Software development testing tool

Parasoft DTP (PDTP) is a development testing and software testing analytics tool from Parasoft that acts as a centralized hub for managing software quality and application security. The software provides a dashboard which aggregates testing results and allows for compliance verification.

==Overview==
PDTP was introduced in 2009 as Parasoft Concerto. The platform generates software reports from routine software development tasks and compiles information from different software testing procedures to provide a summary of the software's codebase. It comes with built-in algorithms that perform various methods of analysis such as aggregated code coverage and change-based testing.

Features include a user-configurable reporting system with APIs to input data from software development or testing tools, and the ability to integrate with third-party tools. Reports may be used to monitor and analyze how software is being implemented across multiple builds and aggregated across all software testing practices.

In 2012, VDC Research awarded PDTP the Software Embeddy for the 2012 DESIGN East show.

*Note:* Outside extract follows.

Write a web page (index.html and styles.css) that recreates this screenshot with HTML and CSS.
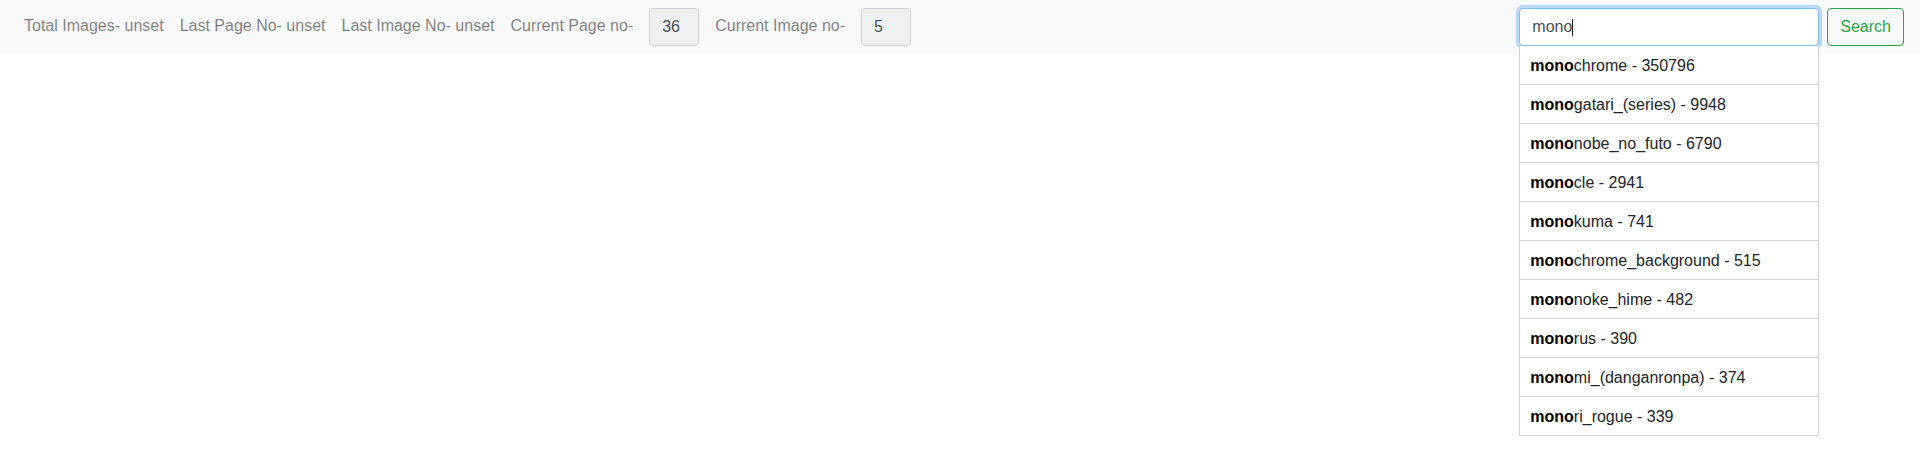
FILE: index.html
```html
<!DOCTYPE html>
<html lang="en">
<head>
<meta charset="utf-8">
<title>Images</title>
<link rel="stylesheet" href="styles.css">
</head>
<body>
<nav class="navbar">
  <ul class="nav-list">
    <li class="nav-link">Total Images- unset</li>
    <li class="nav-link">Last Page No- unset</li>
    <li class="nav-link">Last Image No- unset</li>
    <li class="nav-item">
      <span class="nav-link">Current Page no-</span>
      <input class="num-input" type="text" value="36" readonly>
    </li>
    <li class="nav-item">
      <span class="nav-link">Current Image no-</span>
      <input class="num-input" type="text" value="5" readonly>
    </li>
  </ul>
  <form class="search-form">
    <div class="autocomplete">
      <input class="search-input focused" type="text" value="mono" autofocus>
      <span class="caret"></span>
      <div class="autocomplete-items">
        <div class="ac-item"><strong>mono</strong>chrome - 350796</div>
        <div class="ac-item"><strong>mono</strong>gatari_(series) - 9948</div>
        <div class="ac-item"><strong>mono</strong>nobe_no_futo - 6790</div>
        <div class="ac-item"><strong>mono</strong>cle - 2941</div>
        <div class="ac-item"><strong>mono</strong>kuma - 741</div>
        <div class="ac-item"><strong>mono</strong>chrome_background - 515</div>
        <div class="ac-item"><strong>mono</strong>noke_hime - 482</div>
        <div class="ac-item"><strong>mono</strong>rus - 390</div>
        <div class="ac-item"><strong>mono</strong>mi_(danganronpa) - 374</div>
        <div class="ac-item"><strong>mono</strong>ri_rogue - 339</div>
      </div>
    </div>
    <button class="btn-search" type="button">Search</button>
  </form>
</nav>
</body>
</html>
```
FILE: styles.css
```css
* { box-sizing: border-box; }

html {
  height: 100%;
}

body {
  margin: 0;
  min-height: 100%;
  font-family: "Liberation Sans", Arial, sans-serif;
  font-size: 16px;
  line-height: 1.5;
  color: #212529;
  background: #fff;
}

.navbar {
  display: flex;
  align-items: center;
  justify-content: space-between;
  padding: 8px 16px;
  background: #f8f9fa;
}

.nav-list {
  display: flex;
  align-items: center;
  list-style: none;
  margin: 0;
  padding: 0;
}

.nav-item {
  display: flex;
  align-items: center;
}

.nav-link {
  display: block;
  padding: 5px 8px 8px;
  color: rgba(0, 0, 0, 0.5);
  white-space: nowrap;
}

.num-input {
  width: 50px;
  height: 38px;
  margin: 0 8px;
  padding: 6px 12px;
  font: inherit;
  color: #495057;
  background: #eff0f1;
  border: 1px solid #ced4da;
  border-radius: 4px;
  outline: none;
}

.search-form {
  display: flex;
  align-items: center;
}

.autocomplete {
  position: relative;
  width: 300px;
}

.search-input {
  display: block;
  width: 100%;
  height: 38px;
  padding: 6px 12px;
  font: inherit;
  color: #495057;
  background: #fff;
  border: 1px solid #ced4da;
  border-radius: 4px;
  outline: none;
  caret-color: #000;
}

.search-input.focused {
  border-color: #80bdff;
  box-shadow: 0 0 0 3.2px rgba(0, 123, 255, 0.25);
}

.caret {
  position: absolute;
  left: 53px;
  top: 11px;
  width: 1px;
  height: 17px;
  background: #222;
  pointer-events: none;
}

.autocomplete-items {
  position: absolute;
  top: 100%;
  left: 0;
  right: 0;
  z-index: 99;
  border: 1px solid #d4d4d4;
  border-top: none;
  border-bottom: none;
}

.ac-item {
  padding: 11px 10px 9px;
  line-height: normal;
  color: #212529;
  background: #fff;
  border-bottom: 1px solid #d4d4d4;
  white-space: nowrap;
}

.ac-item strong {
  font-weight: bold;
  color: #000;
}

.btn-search {
  margin-left: 8px;
  height: 38px;
  padding: 6px 12px;
  font: inherit;
  color: #28a745;
  background: transparent;
  border: 1px solid #28a745;
  border-radius: 4px;
  cursor: pointer;
}
```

PDTP includes pre-configured templates for:
- American National Standards Institute 62304 for Medical Device Software Development
- DO-178B
- IEC 61508 & Safety Integrity Level
- U.S. Food and Drug Administration General Principles of Software Validation
- ISO 26262 & ASIL
- Joint Strike Fighter Program
- Safety-critical Software Development
- Motor Industry Research Association
- Safety Integrity Level

The templates combine automated testing with the process recommendations and requirements outlined in common guidelines.